Don't Malign Vigorous Growers
When seeds are not produced, Green said plants have a back-up-plan where they can clone themselves from the parent plant. "A lot of way plants grow can be scary for gardeners," Green said.

One example includes stolens, which are horizontal stems capable of rooting. (Think strawberries.) Another way plants can form is through rhizomes which are underground stems that look like roots. (Think mint.) "A lot of us respond to rhizomes by corralling them." Green lets her mint run because she said it's easy to evict. "Yank it out and make a mojito," she said. She also allows it to mingle in her lawn. "It smells nice when the mower goes over it."

Another plant Green leaves in her garden is teasel.  The first year in the garden, she leaves the plants because they form a weed barrier in her garden beds. In the second year, she thins the plants so only one or two remain. The plant grows as high as 7 feet tall and produces flowers that attract bees and goldfinches. Teasel also provides winter interest in the garden. "This is one plant people malign as invasive," she said.

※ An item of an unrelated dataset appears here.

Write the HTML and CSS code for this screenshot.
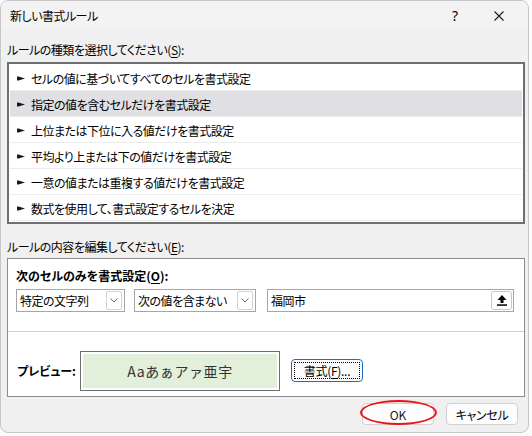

"The word invasive has been overused so it's losing its meaning." Green said people need to reserve the use of "invasive" when describing plants as a word for plants that escape our gardens, instead of including vigorous growers in the category as well. "We need to find other words for plants - maybe 'enthusiastic' or 'thugs,'" she said. "We do need to be careful to not let the plants in our gardens escape."

Naturally, plants that multiply quickly can take over a garden bed, and while these plants may give gardeners the most "bang for the buck" as they did for Green in her first garden, it's also important to pull out any plants no longer wanted. Green said gardeners naturally have a hard time killing plants.

"It's also important to be willing to be mentally prepared to edit," she said. "It's hard to throw on the compost pile. We gotta do that."

When writing Plantiful, Green had to narrow down her plant choices to 50 in each chapter for the book. "A lot of what went into the book came from [what grows at] Blithewold," she said. "These are plants to have fun with."

Here are some of Green's favorite plants from her garden, along with her growing tips:

Spring:
  • Forget-Me-Not: Be careful not to weed out seedlings. 
  • Climbing Snapdragon: It can be found in foundation crack or in a rock wall. "When plants fill the nooks and crannies ... it give it that aged, nature feeling," she said.
Summer:
  • Poppies: The goldfinch will peel the seedheads apart. "They're like little addicts," she said.
  • Butterfly Weed: Is not the favorite food source for monarch butterflies (milkweed is), but the caterpillars will eat it. Green said it finds its way into combinations "even the artists in us wouldn't think of." Green said, "It's really fun to see what pops up in your garden with the self sowers."
  • Mountain Mint: "It doesn't spread like mint - I've probably counted at least a dozen species of bees and wasps in the garden at one time." It can reach 4 feet tall.
  • Sweet Fern: It grows in the leanest and meanest soil, she said. "Plant it in your hell strip or your driveway. The foliage is a mosquito repellant."
  • Flowering Raspberry: One of Green's favorites, she said it's a "very pretty bramble without the thorns."
  • Rice Paper Plant: "I like the big foliage things that change the scale of my garden. It suckers madly, freely - if you don't want it in your garden, pull it out." 
Fall:
  • Hardy Begonia: One of the plants that blooms in fall. Green said to situate the leaves so you can see light through them.
  • Catmint: Green said some of her evictions of this plant go into pots.
  • Dotted Mint: One of Green's favorites because it will bring the goldfinch to the garden. "It self-sows pretty nicely for me."
  • Hardy Ageratum: It has an intense blue flower. "It wants moist soil - if it has dry soil [in the fall] it will wilt," she said.
  • Dahlias: She will find bees asleep in their flowers in morning.
  • Pink Porterweed: This plant is a hummingbird magnet. "You can start by a cutting and overwinter it," she said. It's a big plant with little flowers.
Winter:
  • Meyer Lemon: Grown indoors overwinter, Green hand pollinates the flowers with paintbrushes. "I don't use them for painting as much but for pollinating," she said. Any citrus will be prone to scale and mealy bugs and aphids in the spring, she cautioned.
  • Hummingbird Sage: "They go nuts for this plant - it comes up late in the spring it does overwinter," she said.
  • Winter Honeysuckle: This plant blooms very late winter, early spring, with tiny flowers that will make a room fragrant.
"I don't have a lot to spend on my garden ...  and I work full time - I come home exhausted to my garden. I probably spend more time napping in it than working in it yet I have a garden that is full of color and wildlife and it really gives me joy," she said.

"I hope you will find some inspiration over fall and winter ... be bold .. be willing to edit. Don't be afraid to throw things out," she said.